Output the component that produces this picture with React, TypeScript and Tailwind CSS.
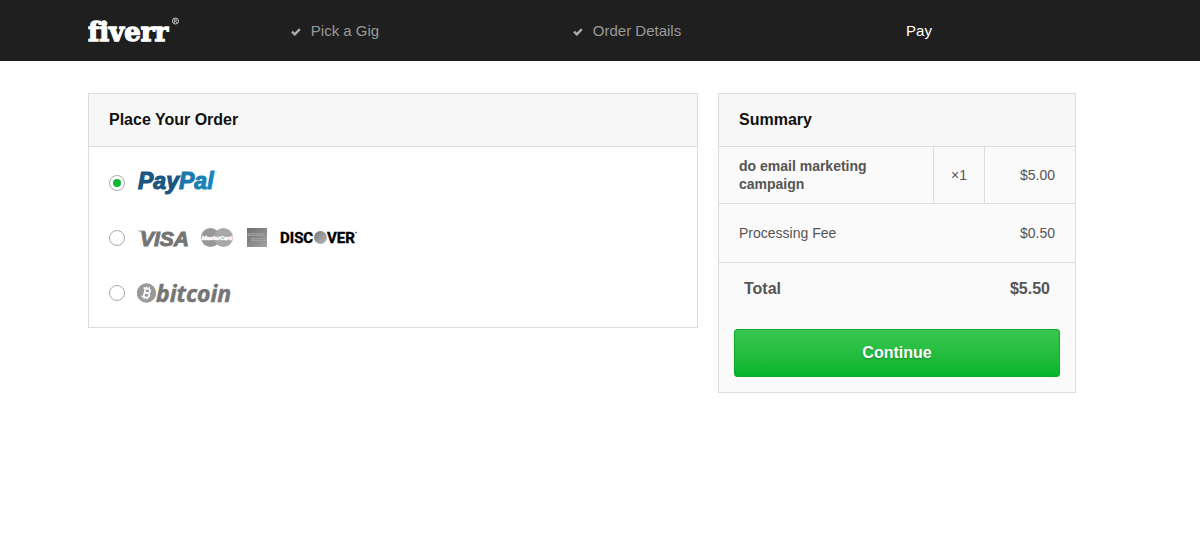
import React, { useState } from "react";

const steps = [
  { label: "Pick a Gig", done: true },
  { label: "Order Details", done: true },
  { label: "Pay", done: false },
];

const FiverrLogo = () => (
  <svg width="94" height="42" viewBox="0 0 94 42" role="img" aria-label="fiverr" className="block">
    <text
      x="0"
      y="31"
      fill="#fff"
      stroke="#fff"
      strokeWidth="1.3"
      fontSize="26"
      fontWeight="700"
      fontFamily="'DejaVu Serif', serif"
      className="[font-variant-ligatures:none]"
    >
      fiverr
    </text>
    <circle cx="87.5" cy="11" r="3" fill="none" stroke="#ddd" strokeWidth="0.9" />
    <path d="M86.500 12.800V9.400h1.200a.9.9 0 0 1 0 1.800h-1.200M87.600 11.200l1.100 1.600" fill="none" stroke="#ddd" strokeWidth="0.7" />
  </svg>
);

const CheckIcon = () => (
  <svg width="10" height="8" viewBox="0 0 10 8" aria-hidden="true" className="mt-1">
    <path d="M1 3.700l2.800 2.700L8.800 1.200" fill="none" stroke="#aaa" strokeWidth="2.400" />
  </svg>
);

const PayPalLogo = () => (
  <svg width="80" height="38" viewBox="0 0 80 38" role="img" aria-label="PayPal">
    <defs>
      <linearGradient id="pal" x1="0" x2="1" y1="0" y2="0">
        <stop offset="0" stopColor="#1b75a8" />
        <stop offset="1" stopColor="#1a86bd" />
      </linearGradient>
    </defs>
    <g
      strokeWidth="1.1"
      fontSize="23"
      fontWeight="700"
      fontStyle="italic"
      fontFamily="'Liberation Sans', Arial, sans-serif"
    >
      <text x="1" y="25" fill="#1a567f" stroke="#1a567f">Pay</text>
      <text x="42" y="25" fill="url(#pal)" stroke="url(#pal)">Pal</text>
    </g>
  </svg>
);

const CardLogos = () => (
  <svg width="224" height="28" viewBox="0 -2 224 28" role="img" aria-label="Visa, MasterCard, American Express, Discover">
    <defs>
      <linearGradient id="amex" x1="0" x2="1" y1="0" y2="1">
        <stop offset="0" stopColor="#6f6f6f" />
        <stop offset="1" stopColor="#a2a2a2" />
      </linearGradient>
      <linearGradient id="disc" x1="0" x2="1" y1="0" y2="1">
        <stop offset="0" stopColor="#777" />
        <stop offset="1" stopColor="#bbb" />
      </linearGradient>
    </defs>

    {/* Visa */}
    <path d="M1 4.500h6.500l3 7C8.500 8 5 5.700 1 5z" fill="#999" />
    <text
      x="3"
      y="20"
      fill="#747474"
      stroke="#747474"
      strokeWidth="1"
      fontSize="21"
      fontWeight="700"
      fontStyle="italic"
      fontFamily="'Liberation Sans', Arial, sans-serif"
    >
      VISA
    </text>

    {/* MasterCard */}
    <circle cx="73.500" cy="11.500" r="9.500" fill="#989898" />
    <circle cx="86.500" cy="11.500" r="9.500" fill="#a8a8a8" />
    <text
      x="80"
      y="14"
      textAnchor="middle"
      fill="#fff"
      stroke="#fff"
      strokeWidth="0.4"
      fontSize="6"
      fontWeight="700"
      fontStyle="italic"
      fontFamily="Roboto, sans-serif"
    >
      MasterCard
    </text>

    {/* American Express */}
    <rect x="110" y="2" width="20" height="19" fill="url(#amex)" />
    <path d="M110.500 8.500h16M114 13.500h15.500" stroke="#a8a8a8" strokeWidth="3" strokeDasharray="1.500 .6" />
    <path d="M110.500 8.500h16M114 13.500h15.500" stroke="#868686" strokeWidth="1" strokeDasharray="1 1.200" />

    {/* Discover */}
    <g fill="#000" stroke="#000" strokeWidth="0.4" fontSize="15" fontWeight="700" fontFamily="Roboto, sans-serif">
      <text x="143" y="17">DISC</text>
      <text x="190" y="17">VER</text>
    </g>
    <circle cx="183.500" cy="11.500" r="6.500" fill="url(#disc)" />
    <circle cx="219" cy="6.500" r="0.8" fill="#333" />
  </svg>
);

const BitcoinLogo = () => (
  <svg width="98" height="36" viewBox="0 0 98 36" role="img" aria-label="bitcoin">
    <circle cx="9.500" cy="18" r="9.700" fill="#999" />
    <g transform="rotate(13 9.500 18)" fill="none" stroke="#fff" strokeWidth="1.700">
      <path d="M5.500 13.700h5a2 2 0 0 1 0 4.200H7.300M10.500 17.900a2.200 2.200 0 0 1 0 4.500h-5M7.500 13.500v9" />
      <path d="M8.500 11.500v2.200M11 11.500v2.200M8.500 22.500v2M11 22.500v2" strokeWidth="1.200" />
    </g>
    <text
      x="19"
      y="27"
      fill="#757575"
      stroke="#757575"
      strokeWidth="0.5"
      fontSize="23"
      fontWeight="700"
      fontStyle="italic"
      fontFamily="'Open Sans', sans-serif"
    >
      bitcoin
    </text>
  </svg>
);

const methods = [
  { id: "paypal", logo: <PayPalLogo /> },
  { id: "card", logo: <CardLogos /> },
  { id: "bitcoin", logo: <BitcoinLogo /> },
];

export default function App() {
  const [method, setMethod] = useState("paypal");

  return (
    <div className="font-['Liberation_Sans',Arial,sans-serif] text-sm text-[#555]">
      <header className="bg-[#1f1f1f]">
        <div className="flex h-[61px] max-w-[1076px] items-center pl-6 lg:pl-[88px]">
          <a href="#" className="w-[101px] shrink-0">
            <FiverrLogo />
          </a>
          <ol className="mr-[11px] grid flex-1 grid-cols-3 text-[15px]">
            {steps.map((step) => (
              <li
                key={step.label}
                className={`flex items-center justify-center gap-[10px] ${step.done ? "text-[#999]" : "text-white"}`}
              >
                {step.done && <CheckIcon />}
                {step.label}
              </li>
            ))}
          </ol>
        </div>
      </header>

      <main className="flex max-w-[1076px] flex-col gap-5 px-6 pt-8 md:flex-row md:items-start lg:pr-0 lg:pl-[88px]">
        <section className="flex-1 border border-[#ddd]">
          <h2 className="border-b border-[#ddd] bg-[#f7f7f7] px-5 py-[14px] text-base font-bold text-[#111]">
            Place Your Order
          </h2>
          <div className="pt-2 pb-[7px]">
            {methods.map((m) => (
              <label key={m.id} className="flex h-[55px] cursor-pointer items-center gap-3 px-5">
                <input
                  type="radio"
                  name="method"
                  aria-label={m.id}
                  checked={method === m.id}
                  onChange={() => setMethod(m.id)}
                  className="grid size-4 shrink-0 appearance-none place-content-center rounded-full border border-[#aaa] bg-white before:size-2 before:rounded-full checked:before:bg-[#0dba35]"
                />
                {m.logo}
              </label>
            ))}
          </div>
        </section>

        <section className="border border-[#ddd] bg-[#fafafa] md:w-[358px]">
          <h2 className="border-b border-[#ddd] bg-[#f7f7f7] px-5 py-[14px] text-base font-bold text-[#111]">
            Summary
          </h2>
          <table className="w-full border-separate border-spacing-0">
            <tbody>
              <tr className="h-[57px]">
                <th scope="row" className="border-b border-[#ddd] pr-10 pl-5 text-left leading-[18px] font-bold">
                  do email marketing campaign
                </th>
                <td className="w-[51px] border-b border-l border-[#ddd] text-center">×1</td>
                <td className="w-[91px] border-b border-l border-[#ddd] pr-5 text-right">$5.00</td>
              </tr>
              <tr className="h-[59px]">
                <th scope="row" colSpan={2} className="border-b border-[#ddd] pl-5 text-left font-normal">
                  Processing Fee
                </th>
                <td className="border-b border-[#ddd] pr-5 text-right">$0.50</td>
              </tr>
            </tbody>
            <tfoot>
              <tr className="h-[51px] text-base font-bold">
                <th scope="row" colSpan={2} className="pl-[25px] text-left">
                  Total
                </th>
                <td className="pr-[25px] text-right">$5.50</td>
              </tr>
            </tfoot>
          </table>
          <div className="p-[15px]">
            <button
              type="button"
              className="h-12 w-full cursor-pointer rounded-[3px] border border-[#0aad2b] bg-linear-to-b from-[#37c750] to-[#03b42a] text-base font-bold text-white [text-shadow:0_1px_2px_rgba(0,0,0,0.3)]"
            >
              Continue
            </button>
          </div>
        </section>
      </main>
    </div>
  );
}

# Required task
Gather each line in the data that holds the string "React".

# Answer to this task
Output the component that produces this picture with React, TypeScript and Tailwind CSS.
import React, { useState } from "react";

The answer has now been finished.